Repeat every line of the listing below exactly, minus the pictures.

================================

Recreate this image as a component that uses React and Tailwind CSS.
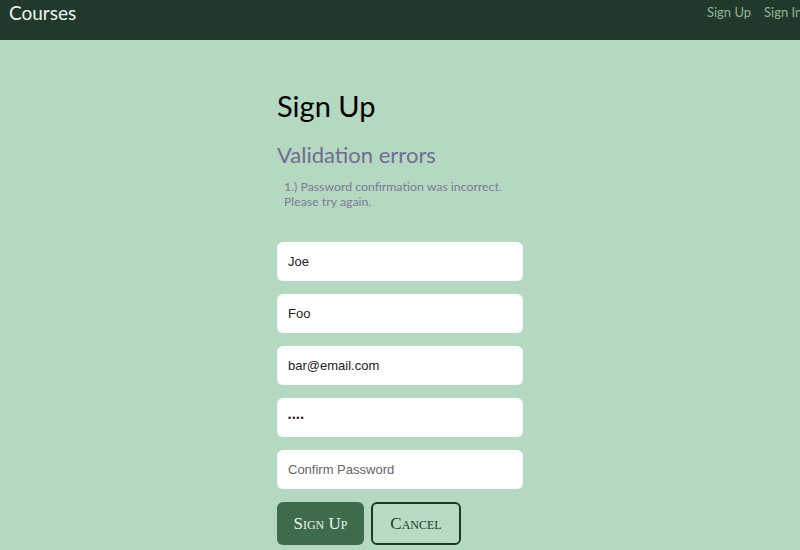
import React, { useState } from 'react';

const HEAD = { fontFamily: '"Lato", "Open Sans", sans-serif' };
const SERIF = { fontFamily: '"Liberation Serif", serif', fontVariant: 'small-caps' };
const INPUT = { fontFamily: '"Liberation Sans", Arial, sans-serif' };

export default function App() {
  const [form, setForm] = useState({
    firstName: 'Joe',
    lastName: 'Foo',
    email: 'bar@email.com',
    password: 'abcd',
    confirmPassword: ''
  });

  const handleChange = (field, value) =>
    setForm(prev => ({ ...prev, [field]: value }));

  return (
    <div className="min-h-screen bg-[#b5d8c0]" style={HEAD}>
      <header className="h-10 bg-[#21392a] flex items-start justify-between overflow-hidden">
        <h1 className="pl-[9px] pt-0 text-[19px] leading-[26px] text-[#eef5ef]">Courses</h1>
        <nav className="flex gap-[13px] pt-[3px] text-[13px] leading-[18px] text-[#93b39b] whitespace-nowrap w-[93px] shrink-0">
          <a href="#">Sign Up</a>
          <a href="#">Sign In</a>
        </nav>
      </header>

      <div className="w-[246px] mx-auto pt-[48px]">
        <h2 className="text-[29px] leading-[36px] text-black">Sign Up</h2>

        <h3 className="mt-[17px] text-[22px] leading-[28px] text-[#6f6d92]">Validation errors</h3>
        <ul className="mt-[10px] pl-[7px] text-[12.3px] leading-[15px] text-[#7c7a99]">
          <li>1.) Password confirmation was incorrect. Please try again.</li>
        </ul>

        <form className="mt-[33px] flex flex-col gap-[13px]" onSubmit={e => e.preventDefault()}>
          <input
            type="text"
            placeholder="First Name"
            value={form.firstName}
            onChange={e => handleChange('firstName', e.target.value)}
            className="h-[39px] bg-white rounded-[6px] px-[11px] text-[13px] text-[#222] placeholder-[#666] outline-none"
            style={INPUT}
          />
          <input
            type="text"
            placeholder="Last Name"
            value={form.lastName}
            onChange={e => handleChange('lastName', e.target.value)}
            className="h-[39px] bg-white rounded-[6px] px-[11px] text-[13px] text-[#222] placeholder-[#666] outline-none"
            style={INPUT}
          />
          <input
            type="email"
            placeholder="Email Address"
            value={form.email}
            onChange={e => handleChange('email', e.target.value)}
            className="h-[39px] bg-white rounded-[6px] px-[11px] text-[13px] text-[#222] placeholder-[#666] outline-none"
            style={INPUT}
          />
          <input
            type="password"
            placeholder="Password"
            value={form.password}
            onChange={e => handleChange('password', e.target.value)}
            className="h-[39px] bg-white rounded-[6px] px-[11px] text-[9px] tracking-[1px] text-[#222] placeholder-[#666] outline-none"
            style={INPUT}
          />
          <input
            type="password"
            placeholder="Confirm Password"
            value={form.confirmPassword}
            onChange={e => handleChange('confirmPassword', e.target.value)}
            className="h-[39px] bg-white rounded-[6px] px-[11px] text-[13px] text-[#222] placeholder-[#666] outline-none"
            style={INPUT}
          />

          <div className="flex gap-[7px]">
            <button
              type="submit"
              className="w-[87px] h-[43px] rounded-[6px] bg-[#3e6b4c] text-[#eef5ef] text-[17px]"
              style={SERIF}
            >
              Sign Up
            </button>
            <button
              type="button"
              className="w-[90px] h-[43px] rounded-[6px] border-2 border-[#1e3826] bg-[#b9dbc3] text-[#1e3826] text-[17px]"
              style={SERIF}
            >
              Cancel
            </button>
          </div>
        </form>
      </div>
    </div>
  );
}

================================

__THE OUTPUT__
Recreate this image as a component that uses React and Tailwind CSS.
import React, { useState } from 'react';

const HEAD = { fontFamily: '"Lato", "Open Sans", sans-serif' };
const SERIF = { fontFamily: '"Liberation Serif", serif', fontVariant: 'small-caps' };
const INPUT = { fontFamily: '"Liberation Sans", Arial, sans-serif' };

export default function App() {
  const [form, setForm] = useState({
    firstName: 'Joe',
    lastName: 'Foo',
    email: 'bar@email.com',
    password: 'abcd',
    confirmPassword: ''
  });

  const handleChange = (field, value) =>
    setForm(prev => ({ ...prev, [field]: value }));

  return (
    <div className="min-h-screen bg-[#b5d8c0]" style={HEAD}>
      <header className="h-10 bg-[#21392a] flex items-start justify-between overflow-hidden">
        <h1 className="pl-[9px] pt-0 text-[19px] leading-[26px] text-[#eef5ef]">Courses</h1>
        <nav className="flex gap-[13px] pt-[3px] text-[13px] leading-[18px] text-[#93b39b] whitespace-nowrap w-[93px] shrink-0">
          <a href="#">Sign Up</a>
          <a href="#">Sign In</a>
        </nav>
      </header>

      <div className="w-[246px] mx-auto pt-[48px]">
        <h2 className="text-[29px] leading-[36px] text-black">Sign Up</h2>

        <h3 className="mt-[17px] text-[22px] leading-[28px] text-[#6f6d92]">Validation errors</h3>
        <ul className="mt-[10px] pl-[7px] text-[12.3px] leading-[15px] text-[#7c7a99]">
          <li>1.) Password confirmation was incorrect. Please try again.</li>
        </ul>

        <form className="mt-[33px] flex flex-col gap-[13px]" onSubmit={e => e.preventDefault()}>
          <input
            type="text"
            placeholder="First Name"
            value={form.firstName}
            onChange={e => handleChange('firstName', e.target.value)}
            className="h-[39px] bg-white rounded-[6px] px-[11px] text-[13px] text-[#222] placeholder-[#666] outline-none"
            style={INPUT}
          />
          <input
            type="text"
            placeholder="Last Name"
            value={form.lastName}
            onChange={e => handleChange('lastName', e.target.value)}
            className="h-[39px] bg-white rounded-[6px] px-[11px] text-[13px] text-[#222] placeholder-[#666] outline-none"
            style={INPUT}
          />
          <input
            type="email"
            placeholder="Email Address"
            value={form.email}
            onChange={e => handleChange('email', e.target.value)}
            className="h-[39px] bg-white rounded-[6px] px-[11px] text-[13px] text-[#222] placeholder-[#666] outline-none"
            style={INPUT}
          />
          <input
            type="password"
            placeholder="Password"
            value={form.password}
            onChange={e => handleChange('password', e.target.value)}
            className="h-[39px] bg-white rounded-[6px] px-[11px] text-[9px] tracking-[1px] text-[#222] placeholder-[#666] outline-none"
            style={INPUT}
          />
          <input
            type="password"
            placeholder="Confirm Password"
            value={form.confirmPassword}
            onChange={e => handleChange('confirmPassword', e.target.value)}
            className="h-[39px] bg-white rounded-[6px] px-[11px] text-[13px] text-[#222] placeholder-[#666] outline-none"
            style={INPUT}
          />

          <div className="flex gap-[7px]">
            <button
              type="submit"
              className="w-[87px] h-[43px] rounded-[6px] bg-[#3e6b4c] text-[#eef5ef] text-[17px]"
              style={SERIF}
            >
              Sign Up
            </button>
            <button
              type="button"
              className="w-[90px] h-[43px] rounded-[6px] border-2 border-[#1e3826] bg-[#b9dbc3] text-[#1e3826] text-[17px]"
              style={SERIF}
            >
              Cancel
            </button>
          </div>
        </form>
      </div>
    </div>
  );
}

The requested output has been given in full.